* _COLLECTED DATA_:

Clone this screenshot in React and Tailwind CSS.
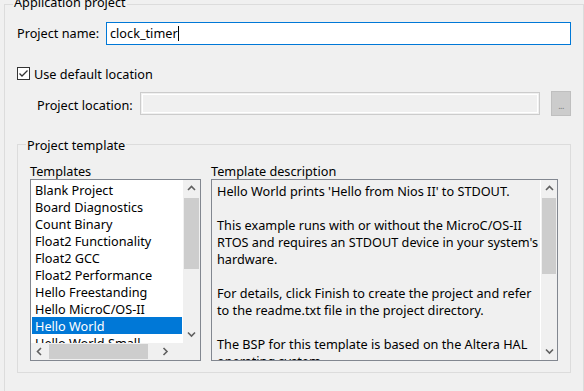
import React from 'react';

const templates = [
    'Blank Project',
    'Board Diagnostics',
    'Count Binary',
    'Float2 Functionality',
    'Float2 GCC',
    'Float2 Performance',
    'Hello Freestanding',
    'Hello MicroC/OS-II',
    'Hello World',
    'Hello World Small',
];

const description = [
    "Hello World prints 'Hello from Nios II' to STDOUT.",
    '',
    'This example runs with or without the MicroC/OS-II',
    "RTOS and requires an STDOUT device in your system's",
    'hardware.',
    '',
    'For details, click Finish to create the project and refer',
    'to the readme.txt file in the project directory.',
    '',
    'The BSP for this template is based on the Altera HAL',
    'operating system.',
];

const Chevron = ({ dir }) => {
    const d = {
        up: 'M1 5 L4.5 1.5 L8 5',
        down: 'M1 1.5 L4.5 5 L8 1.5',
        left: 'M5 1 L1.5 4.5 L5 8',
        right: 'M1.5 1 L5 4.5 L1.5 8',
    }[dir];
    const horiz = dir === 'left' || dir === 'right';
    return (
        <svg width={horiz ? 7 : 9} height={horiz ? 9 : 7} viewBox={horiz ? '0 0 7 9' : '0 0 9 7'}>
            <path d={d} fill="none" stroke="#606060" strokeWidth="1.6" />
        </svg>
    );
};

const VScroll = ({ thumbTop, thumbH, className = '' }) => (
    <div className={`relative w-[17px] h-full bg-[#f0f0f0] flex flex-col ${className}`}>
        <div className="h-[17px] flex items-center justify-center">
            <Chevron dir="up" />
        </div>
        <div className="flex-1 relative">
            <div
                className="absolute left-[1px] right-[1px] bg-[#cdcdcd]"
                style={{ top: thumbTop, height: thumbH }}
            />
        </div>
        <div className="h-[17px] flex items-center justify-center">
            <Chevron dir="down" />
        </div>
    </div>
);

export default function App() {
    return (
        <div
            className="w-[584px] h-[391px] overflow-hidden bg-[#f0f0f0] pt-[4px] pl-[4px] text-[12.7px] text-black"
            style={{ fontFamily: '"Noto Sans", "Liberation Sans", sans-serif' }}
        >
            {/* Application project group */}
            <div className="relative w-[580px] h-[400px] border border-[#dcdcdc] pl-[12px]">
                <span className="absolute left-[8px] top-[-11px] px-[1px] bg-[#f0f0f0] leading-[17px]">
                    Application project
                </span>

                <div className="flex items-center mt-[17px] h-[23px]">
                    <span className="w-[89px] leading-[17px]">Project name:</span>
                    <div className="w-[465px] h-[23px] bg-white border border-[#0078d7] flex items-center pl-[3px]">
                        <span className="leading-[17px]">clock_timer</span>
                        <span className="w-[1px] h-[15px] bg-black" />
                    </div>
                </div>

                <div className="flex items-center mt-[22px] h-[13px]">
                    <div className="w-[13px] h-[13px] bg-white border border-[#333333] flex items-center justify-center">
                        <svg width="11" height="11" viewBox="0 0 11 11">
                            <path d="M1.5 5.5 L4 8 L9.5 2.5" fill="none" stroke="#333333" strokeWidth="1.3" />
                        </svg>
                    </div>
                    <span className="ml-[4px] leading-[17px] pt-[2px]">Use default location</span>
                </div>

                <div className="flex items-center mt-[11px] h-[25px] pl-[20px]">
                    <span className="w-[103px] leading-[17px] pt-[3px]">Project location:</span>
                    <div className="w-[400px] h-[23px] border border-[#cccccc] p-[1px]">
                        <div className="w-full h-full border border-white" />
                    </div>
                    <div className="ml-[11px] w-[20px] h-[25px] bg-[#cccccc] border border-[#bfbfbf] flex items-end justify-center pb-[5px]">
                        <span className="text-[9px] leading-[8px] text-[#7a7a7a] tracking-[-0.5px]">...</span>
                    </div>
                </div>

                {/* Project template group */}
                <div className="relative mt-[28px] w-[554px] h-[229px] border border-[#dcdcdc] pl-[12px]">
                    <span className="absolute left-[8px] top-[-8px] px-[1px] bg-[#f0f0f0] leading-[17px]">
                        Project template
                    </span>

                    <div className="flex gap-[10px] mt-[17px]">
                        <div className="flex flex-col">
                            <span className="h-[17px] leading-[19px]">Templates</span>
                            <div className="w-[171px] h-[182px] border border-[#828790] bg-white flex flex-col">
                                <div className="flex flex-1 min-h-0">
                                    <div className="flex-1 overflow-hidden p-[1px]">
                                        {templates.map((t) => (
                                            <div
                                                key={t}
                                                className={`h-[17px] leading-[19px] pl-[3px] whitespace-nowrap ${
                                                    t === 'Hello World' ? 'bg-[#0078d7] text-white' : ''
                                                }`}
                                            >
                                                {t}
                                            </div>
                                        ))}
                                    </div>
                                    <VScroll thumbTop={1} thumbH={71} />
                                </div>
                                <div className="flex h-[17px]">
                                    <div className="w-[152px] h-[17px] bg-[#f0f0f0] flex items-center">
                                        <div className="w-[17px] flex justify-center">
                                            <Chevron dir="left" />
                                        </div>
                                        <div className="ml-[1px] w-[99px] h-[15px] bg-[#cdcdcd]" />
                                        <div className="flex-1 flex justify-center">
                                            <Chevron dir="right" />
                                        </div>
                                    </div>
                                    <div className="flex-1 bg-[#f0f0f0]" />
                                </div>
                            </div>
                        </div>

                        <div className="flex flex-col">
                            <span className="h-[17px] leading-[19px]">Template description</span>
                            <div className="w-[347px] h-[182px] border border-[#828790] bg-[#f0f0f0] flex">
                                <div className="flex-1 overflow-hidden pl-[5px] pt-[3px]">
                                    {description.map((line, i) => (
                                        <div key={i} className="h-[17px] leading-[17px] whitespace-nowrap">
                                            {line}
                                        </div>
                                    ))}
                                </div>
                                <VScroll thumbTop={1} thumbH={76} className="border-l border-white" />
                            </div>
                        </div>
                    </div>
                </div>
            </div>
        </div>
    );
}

* _EXERCISE INSTRUCTIONS_:
Repeat the data exactly, without the pictures.

* _ANSWER TO THE TASK_:
Clone this screenshot in React and Tailwind CSS.
import React from 'react';

const templates = [
    'Blank Project',
    'Board Diagnostics',
    'Count Binary',
    'Float2 Functionality',
    'Float2 GCC',
    'Float2 Performance',
    'Hello Freestanding',
    'Hello MicroC/OS-II',
    'Hello World',
    'Hello World Small',
];

const description = [
    "Hello World prints 'Hello from Nios II' to STDOUT.",
    '',
    'This example runs with or without the MicroC/OS-II',
    "RTOS and requires an STDOUT device in your system's",
    'hardware.',
    '',
    'For details, click Finish to create the project and refer',
    'to the readme.txt file in the project directory.',
    '',
    'The BSP for this template is based on the Altera HAL',
    'operating system.',
];

const Chevron = ({ dir }) => {
    const d = {
        up: 'M1 5 L4.5 1.5 L8 5',
        down: 'M1 1.5 L4.5 5 L8 1.5',
        left: 'M5 1 L1.5 4.5 L5 8',
        right: 'M1.5 1 L5 4.5 L1.5 8',
    }[dir];
    const horiz = dir === 'left' || dir === 'right';
    return (
        <svg width={horiz ? 7 : 9} height={horiz ? 9 : 7} viewBox={horiz ? '0 0 7 9' : '0 0 9 7'}>
            <path d={d} fill="none" stroke="#606060" strokeWidth="1.6" />
        </svg>
    );
};

const VScroll = ({ thumbTop, thumbH, className = '' }) => (
    <div className={`relative w-[17px] h-full bg-[#f0f0f0] flex flex-col ${className}`}>
        <div className="h-[17px] flex items-center justify-center">
            <Chevron dir="up" />
        </div>
        <div className="flex-1 relative">
            <div
                className="absolute left-[1px] right-[1px] bg-[#cdcdcd]"
                style={{ top: thumbTop, height: thumbH }}
            />
        </div>
        <div className="h-[17px] flex items-center justify-center">
            <Chevron dir="down" />
        </div>
    </div>
);

export default function App() {
    return (
        <div
            className="w-[584px] h-[391px] overflow-hidden bg-[#f0f0f0] pt-[4px] pl-[4px] text-[12.7px] text-black"
            style={{ fontFamily: '"Noto Sans", "Liberation Sans", sans-serif' }}
        >
            {/* Application project group */}
            <div className="relative w-[580px] h-[400px] border border-[#dcdcdc] pl-[12px]">
                <span className="absolute left-[8px] top-[-11px] px-[1px] bg-[#f0f0f0] leading-[17px]">
                    Application project
                </span>

                <div className="flex items-center mt-[17px] h-[23px]">
                    <span className="w-[89px] leading-[17px]">Project name:</span>
                    <div className="w-[465px] h-[23px] bg-white border border-[#0078d7] flex items-center pl-[3px]">
                        <span className="leading-[17px]">clock_timer</span>
                        <span className="w-[1px] h-[15px] bg-black" />
                    </div>
                </div>

                <div className="flex items-center mt-[22px] h-[13px]">
                    <div className="w-[13px] h-[13px] bg-white border border-[#333333] flex items-center justify-center">
                        <svg width="11" height="11" viewBox="0 0 11 11">
                            <path d="M1.5 5.5 L4 8 L9.5 2.5" fill="none" stroke="#333333" strokeWidth="1.3" />
                        </svg>
                    </div>
                    <span className="ml-[4px] leading-[17px] pt-[2px]">Use default location</span>
                </div>

                <div className="flex items-center mt-[11px] h-[25px] pl-[20px]">
                    <span className="w-[103px] leading-[17px] pt-[3px]">Project location:</span>
                    <div className="w-[400px] h-[23px] border border-[#cccccc] p-[1px]">
                        <div className="w-full h-full border border-white" />
                    </div>
                    <div className="ml-[11px] w-[20px] h-[25px] bg-[#cccccc] border border-[#bfbfbf] flex items-end justify-center pb-[5px]">
                        <span className="text-[9px] leading-[8px] text-[#7a7a7a] tracking-[-0.5px]">...</span>
                    </div>
                </div>

                {/* Project template group */}
                <div className="relative mt-[28px] w-[554px] h-[229px] border border-[#dcdcdc] pl-[12px]">
                    <span className="absolute left-[8px] top-[-8px] px-[1px] bg-[#f0f0f0] leading-[17px]">
                        Project template
                    </span>

                    <div className="flex gap-[10px] mt-[17px]">
                        <div className="flex flex-col">
                            <span className="h-[17px] leading-[19px]">Templates</span>
                            <div className="w-[171px] h-[182px] border border-[#828790] bg-white flex flex-col">
                                <div className="flex flex-1 min-h-0">
                                    <div className="flex-1 overflow-hidden p-[1px]">
                                        {templates.map((t) => (
                                            <div
                                                key={t}
                                                className={`h-[17px] leading-[19px] pl-[3px] whitespace-nowrap ${
                                                    t === 'Hello World' ? 'bg-[#0078d7] text-white' : ''
                                                }`}
                                            >
                                                {t}
                                            </div>
                                        ))}
                                    </div>
                                    <VScroll thumbTop={1} thumbH={71} />
                                </div>
                                <div className="flex h-[17px]">
                                    <div className="w-[152px] h-[17px] bg-[#f0f0f0] flex items-center">
                                        <div className="w-[17px] flex justify-center">
                                            <Chevron dir="left" />
                                        </div>
                                        <div className="ml-[1px] w-[99px] h-[15px] bg-[#cdcdcd]" />
                                        <div className="flex-1 flex justify-center">
                                            <Chevron dir="right" />
                                        </div>
                                    </div>
                                    <div className="flex-1 bg-[#f0f0f0]" />
                                </div>
                            </div>
                        </div>

                        <div className="flex flex-col">
                            <span className="h-[17px] leading-[19px]">Template description</span>
                            <div className="w-[347px] h-[182px] border border-[#828790] bg-[#f0f0f0] flex">
                                <div className="flex-1 overflow-hidden pl-[5px] pt-[3px]">
                                    {description.map((line, i) => (
                                        <div key={i} className="h-[17px] leading-[17px] whitespace-nowrap">
                                            {line}
                                        </div>
                                    ))}
                                </div>
                                <VScroll thumbTop={1} thumbH={76} className="border-l border-white" />
                            </div>
                        </div>
                    </div>
                </div>
            </div>
        </div>
    );
}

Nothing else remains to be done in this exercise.